◆ What you need to do
Retype the whole listing, please, keeping every line exact and dropping the pictures.

◆ Given information
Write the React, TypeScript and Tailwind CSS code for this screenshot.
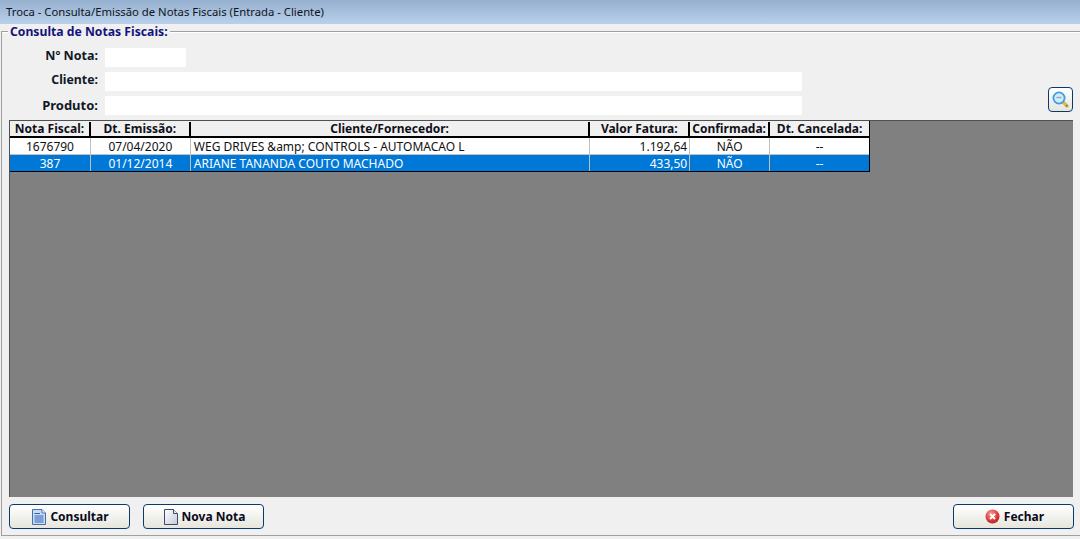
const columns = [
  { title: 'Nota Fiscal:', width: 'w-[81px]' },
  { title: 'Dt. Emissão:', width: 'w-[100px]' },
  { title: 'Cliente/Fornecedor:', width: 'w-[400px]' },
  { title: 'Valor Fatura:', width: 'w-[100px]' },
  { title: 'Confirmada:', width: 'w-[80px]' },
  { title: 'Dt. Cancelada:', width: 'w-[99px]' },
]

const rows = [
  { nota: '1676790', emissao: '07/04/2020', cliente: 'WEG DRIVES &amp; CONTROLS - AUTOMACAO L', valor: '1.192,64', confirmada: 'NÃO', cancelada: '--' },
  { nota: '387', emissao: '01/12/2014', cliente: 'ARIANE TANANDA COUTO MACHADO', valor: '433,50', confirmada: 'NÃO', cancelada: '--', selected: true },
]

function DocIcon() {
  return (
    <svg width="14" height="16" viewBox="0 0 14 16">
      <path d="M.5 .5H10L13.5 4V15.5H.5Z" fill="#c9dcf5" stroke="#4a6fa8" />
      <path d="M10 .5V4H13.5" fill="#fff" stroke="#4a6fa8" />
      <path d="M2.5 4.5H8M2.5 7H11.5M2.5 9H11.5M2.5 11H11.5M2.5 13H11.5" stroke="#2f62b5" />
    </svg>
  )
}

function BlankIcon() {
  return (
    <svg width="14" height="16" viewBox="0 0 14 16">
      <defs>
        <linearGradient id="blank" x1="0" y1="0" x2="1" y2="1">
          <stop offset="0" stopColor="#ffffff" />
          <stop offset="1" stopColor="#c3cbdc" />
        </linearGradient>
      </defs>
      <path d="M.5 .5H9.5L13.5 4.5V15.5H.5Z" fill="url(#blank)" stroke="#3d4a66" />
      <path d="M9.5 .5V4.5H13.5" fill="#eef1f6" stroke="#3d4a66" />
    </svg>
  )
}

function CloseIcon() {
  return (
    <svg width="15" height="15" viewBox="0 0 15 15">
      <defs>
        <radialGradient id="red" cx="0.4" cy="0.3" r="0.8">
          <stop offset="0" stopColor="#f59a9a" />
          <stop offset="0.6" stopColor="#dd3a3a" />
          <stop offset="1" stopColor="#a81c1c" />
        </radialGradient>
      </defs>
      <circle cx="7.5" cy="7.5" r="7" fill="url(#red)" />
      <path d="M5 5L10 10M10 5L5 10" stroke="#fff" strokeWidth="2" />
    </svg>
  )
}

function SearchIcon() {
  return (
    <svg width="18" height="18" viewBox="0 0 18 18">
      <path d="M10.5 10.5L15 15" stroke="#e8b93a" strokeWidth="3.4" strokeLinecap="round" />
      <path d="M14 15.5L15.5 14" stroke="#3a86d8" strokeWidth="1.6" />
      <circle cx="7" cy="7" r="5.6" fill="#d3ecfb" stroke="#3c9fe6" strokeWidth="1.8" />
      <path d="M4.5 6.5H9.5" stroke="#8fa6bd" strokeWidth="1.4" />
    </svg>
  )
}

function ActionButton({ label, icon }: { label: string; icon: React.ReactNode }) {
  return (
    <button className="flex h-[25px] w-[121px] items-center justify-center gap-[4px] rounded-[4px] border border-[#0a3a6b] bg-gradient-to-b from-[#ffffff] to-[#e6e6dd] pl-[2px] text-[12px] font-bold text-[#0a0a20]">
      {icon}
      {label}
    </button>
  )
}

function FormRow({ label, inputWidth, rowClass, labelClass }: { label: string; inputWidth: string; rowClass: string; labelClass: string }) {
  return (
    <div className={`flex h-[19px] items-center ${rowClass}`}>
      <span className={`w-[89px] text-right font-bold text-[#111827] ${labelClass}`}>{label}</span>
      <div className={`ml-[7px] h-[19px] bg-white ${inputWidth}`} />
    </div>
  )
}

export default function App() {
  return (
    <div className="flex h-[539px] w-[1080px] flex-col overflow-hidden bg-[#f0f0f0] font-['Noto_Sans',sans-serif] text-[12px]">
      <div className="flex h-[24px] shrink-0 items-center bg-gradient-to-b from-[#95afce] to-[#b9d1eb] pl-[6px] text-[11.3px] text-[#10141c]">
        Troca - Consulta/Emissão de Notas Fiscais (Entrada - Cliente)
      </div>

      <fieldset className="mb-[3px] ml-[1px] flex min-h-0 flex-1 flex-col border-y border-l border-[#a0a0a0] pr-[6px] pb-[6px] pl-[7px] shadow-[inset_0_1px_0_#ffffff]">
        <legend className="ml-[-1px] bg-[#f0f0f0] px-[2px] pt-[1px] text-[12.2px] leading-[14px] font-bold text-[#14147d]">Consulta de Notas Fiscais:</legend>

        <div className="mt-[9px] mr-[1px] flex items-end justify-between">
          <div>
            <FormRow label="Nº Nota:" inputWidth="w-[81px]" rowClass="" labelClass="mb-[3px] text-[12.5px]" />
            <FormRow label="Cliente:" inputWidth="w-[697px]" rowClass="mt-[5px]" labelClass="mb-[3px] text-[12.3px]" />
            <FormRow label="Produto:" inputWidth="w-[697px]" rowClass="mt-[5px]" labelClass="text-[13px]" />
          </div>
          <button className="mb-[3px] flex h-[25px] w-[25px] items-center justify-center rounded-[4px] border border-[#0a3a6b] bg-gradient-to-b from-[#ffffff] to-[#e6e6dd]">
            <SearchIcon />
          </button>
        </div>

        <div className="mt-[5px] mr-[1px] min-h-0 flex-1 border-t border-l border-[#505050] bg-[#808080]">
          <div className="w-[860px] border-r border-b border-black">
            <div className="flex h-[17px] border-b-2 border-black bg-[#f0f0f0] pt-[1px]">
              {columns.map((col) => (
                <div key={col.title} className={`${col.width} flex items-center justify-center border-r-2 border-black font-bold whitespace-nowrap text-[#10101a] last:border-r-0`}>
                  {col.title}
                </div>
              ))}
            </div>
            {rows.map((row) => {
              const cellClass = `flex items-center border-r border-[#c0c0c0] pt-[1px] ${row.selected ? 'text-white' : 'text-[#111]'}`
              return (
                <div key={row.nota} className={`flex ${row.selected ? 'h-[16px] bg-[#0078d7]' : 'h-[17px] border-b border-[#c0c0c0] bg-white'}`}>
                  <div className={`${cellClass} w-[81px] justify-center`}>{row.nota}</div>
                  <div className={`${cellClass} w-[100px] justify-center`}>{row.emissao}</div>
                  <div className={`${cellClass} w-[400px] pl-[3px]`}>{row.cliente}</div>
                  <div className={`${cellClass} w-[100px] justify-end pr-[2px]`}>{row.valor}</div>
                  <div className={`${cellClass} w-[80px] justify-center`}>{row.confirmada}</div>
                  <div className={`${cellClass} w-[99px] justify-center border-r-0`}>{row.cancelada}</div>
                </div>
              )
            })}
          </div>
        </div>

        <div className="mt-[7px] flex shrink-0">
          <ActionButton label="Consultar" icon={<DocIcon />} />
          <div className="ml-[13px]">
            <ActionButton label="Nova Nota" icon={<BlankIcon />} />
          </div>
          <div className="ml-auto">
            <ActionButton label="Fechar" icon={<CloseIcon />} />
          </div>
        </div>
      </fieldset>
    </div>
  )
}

◆ Written reply
Write the React, TypeScript and Tailwind CSS code for this screenshot.
const columns = [
  { title: 'Nota Fiscal:', width: 'w-[81px]' },
  { title: 'Dt. Emissão:', width: 'w-[100px]' },
  { title: 'Cliente/Fornecedor:', width: 'w-[400px]' },
  { title: 'Valor Fatura:', width: 'w-[100px]' },
  { title: 'Confirmada:', width: 'w-[80px]' },
  { title: 'Dt. Cancelada:', width: 'w-[99px]' },
]

const rows = [
  { nota: '1676790', emissao: '07/04/2020', cliente: 'WEG DRIVES &amp; CONTROLS - AUTOMACAO L', valor: '1.192,64', confirmada: 'NÃO', cancelada: '--' },
  { nota: '387', emissao: '01/12/2014', cliente: 'ARIANE TANANDA COUTO MACHADO', valor: '433,50', confirmada: 'NÃO', cancelada: '--', selected: true },
]

function DocIcon() {
  return (
    <svg width="14" height="16" viewBox="0 0 14 16">
      <path d="M.5 .5H10L13.5 4V15.5H.5Z" fill="#c9dcf5" stroke="#4a6fa8" />
      <path d="M10 .5V4H13.5" fill="#fff" stroke="#4a6fa8" />
      <path d="M2.5 4.5H8M2.5 7H11.5M2.5 9H11.5M2.5 11H11.5M2.5 13H11.5" stroke="#2f62b5" />
    </svg>
  )
}

function BlankIcon() {
  return (
    <svg width="14" height="16" viewBox="0 0 14 16">
      <defs>
        <linearGradient id="blank" x1="0" y1="0" x2="1" y2="1">
          <stop offset="0" stopColor="#ffffff" />
          <stop offset="1" stopColor="#c3cbdc" />
        </linearGradient>
      </defs>
      <path d="M.5 .5H9.5L13.5 4.5V15.5H.5Z" fill="url(#blank)" stroke="#3d4a66" />
      <path d="M9.5 .5V4.5H13.5" fill="#eef1f6" stroke="#3d4a66" />
    </svg>
  )
}

function CloseIcon() {
  return (
    <svg width="15" height="15" viewBox="0 0 15 15">
      <defs>
        <radialGradient id="red" cx="0.4" cy="0.3" r="0.8">
          <stop offset="0" stopColor="#f59a9a" />
          <stop offset="0.6" stopColor="#dd3a3a" />
          <stop offset="1" stopColor="#a81c1c" />
        </radialGradient>
      </defs>
      <circle cx="7.5" cy="7.5" r="7" fill="url(#red)" />
      <path d="M5 5L10 10M10 5L5 10" stroke="#fff" strokeWidth="2" />
    </svg>
  )
}

function SearchIcon() {
  return (
    <svg width="18" height="18" viewBox="0 0 18 18">
      <path d="M10.5 10.5L15 15" stroke="#e8b93a" strokeWidth="3.4" strokeLinecap="round" />
      <path d="M14 15.5L15.5 14" stroke="#3a86d8" strokeWidth="1.6" />
      <circle cx="7" cy="7" r="5.6" fill="#d3ecfb" stroke="#3c9fe6" strokeWidth="1.8" />
      <path d="M4.5 6.5H9.5" stroke="#8fa6bd" strokeWidth="1.4" />
    </svg>
  )
}

function ActionButton({ label, icon }: { label: string; icon: React.ReactNode }) {
  return (
    <button className="flex h-[25px] w-[121px] items-center justify-center gap-[4px] rounded-[4px] border border-[#0a3a6b] bg-gradient-to-b from-[#ffffff] to-[#e6e6dd] pl-[2px] text-[12px] font-bold text-[#0a0a20]">
      {icon}
      {label}
    </button>
  )
}

function FormRow({ label, inputWidth, rowClass, labelClass }: { label: string; inputWidth: string; rowClass: string; labelClass: string }) {
  return (
    <div className={`flex h-[19px] items-center ${rowClass}`}>
      <span className={`w-[89px] text-right font-bold text-[#111827] ${labelClass}`}>{label}</span>
      <div className={`ml-[7px] h-[19px] bg-white ${inputWidth}`} />
    </div>
  )
}

export default function App() {
  return (
    <div className="flex h-[539px] w-[1080px] flex-col overflow-hidden bg-[#f0f0f0] font-['Noto_Sans',sans-serif] text-[12px]">
      <div className="flex h-[24px] shrink-0 items-center bg-gradient-to-b from-[#95afce] to-[#b9d1eb] pl-[6px] text-[11.3px] text-[#10141c]">
        Troca - Consulta/Emissão de Notas Fiscais (Entrada - Cliente)
      </div>

      <fieldset className="mb-[3px] ml-[1px] flex min-h-0 flex-1 flex-col border-y border-l border-[#a0a0a0] pr-[6px] pb-[6px] pl-[7px] shadow-[inset_0_1px_0_#ffffff]">
        <legend className="ml-[-1px] bg-[#f0f0f0] px-[2px] pt-[1px] text-[12.2px] leading-[14px] font-bold text-[#14147d]">Consulta de Notas Fiscais:</legend>

        <div className="mt-[9px] mr-[1px] flex items-end justify-between">
          <div>
            <FormRow label="Nº Nota:" inputWidth="w-[81px]" rowClass="" labelClass="mb-[3px] text-[12.5px]" />
            <FormRow label="Cliente:" inputWidth="w-[697px]" rowClass="mt-[5px]" labelClass="mb-[3px] text-[12.3px]" />
            <FormRow label="Produto:" inputWidth="w-[697px]" rowClass="mt-[5px]" labelClass="text-[13px]" />
          </div>
          <button className="mb-[3px] flex h-[25px] w-[25px] items-center justify-center rounded-[4px] border border-[#0a3a6b] bg-gradient-to-b from-[#ffffff] to-[#e6e6dd]">
            <SearchIcon />
          </button>
        </div>

        <div className="mt-[5px] mr-[1px] min-h-0 flex-1 border-t border-l border-[#505050] bg-[#808080]">
          <div className="w-[860px] border-r border-b border-black">
            <div className="flex h-[17px] border-b-2 border-black bg-[#f0f0f0] pt-[1px]">
              {columns.map((col) => (
                <div key={col.title} className={`${col.width} flex items-center justify-center border-r-2 border-black font-bold whitespace-nowrap text-[#10101a] last:border-r-0`}>
                  {col.title}
                </div>
              ))}
            </div>
            {rows.map((row) => {
              const cellClass = `flex items-center border-r border-[#c0c0c0] pt-[1px] ${row.selected ? 'text-white' : 'text-[#111]'}`
              return (
                <div key={row.nota} className={`flex ${row.selected ? 'h-[16px] bg-[#0078d7]' : 'h-[17px] border-b border-[#c0c0c0] bg-white'}`}>
                  <div className={`${cellClass} w-[81px] justify-center`}>{row.nota}</div>
                  <div className={`${cellClass} w-[100px] justify-center`}>{row.emissao}</div>
                  <div className={`${cellClass} w-[400px] pl-[3px]`}>{row.cliente}</div>
                  <div className={`${cellClass} w-[100px] justify-end pr-[2px]`}>{row.valor}</div>
                  <div className={`${cellClass} w-[80px] justify-center`}>{row.confirmada}</div>
                  <div className={`${cellClass} w-[99px] justify-center border-r-0`}>{row.cancelada}</div>
                </div>
              )
            })}
          </div>
        </div>

        <div className="mt-[7px] flex shrink-0">
          <ActionButton label="Consultar" icon={<DocIcon />} />
          <div className="ml-[13px]">
            <ActionButton label="Nova Nota" icon={<BlankIcon />} />
          </div>
          <div className="ml-auto">
            <ActionButton label="Fechar" icon={<CloseIcon />} />
          </div>
        </div>
      </fieldset>
    </div>
  )
}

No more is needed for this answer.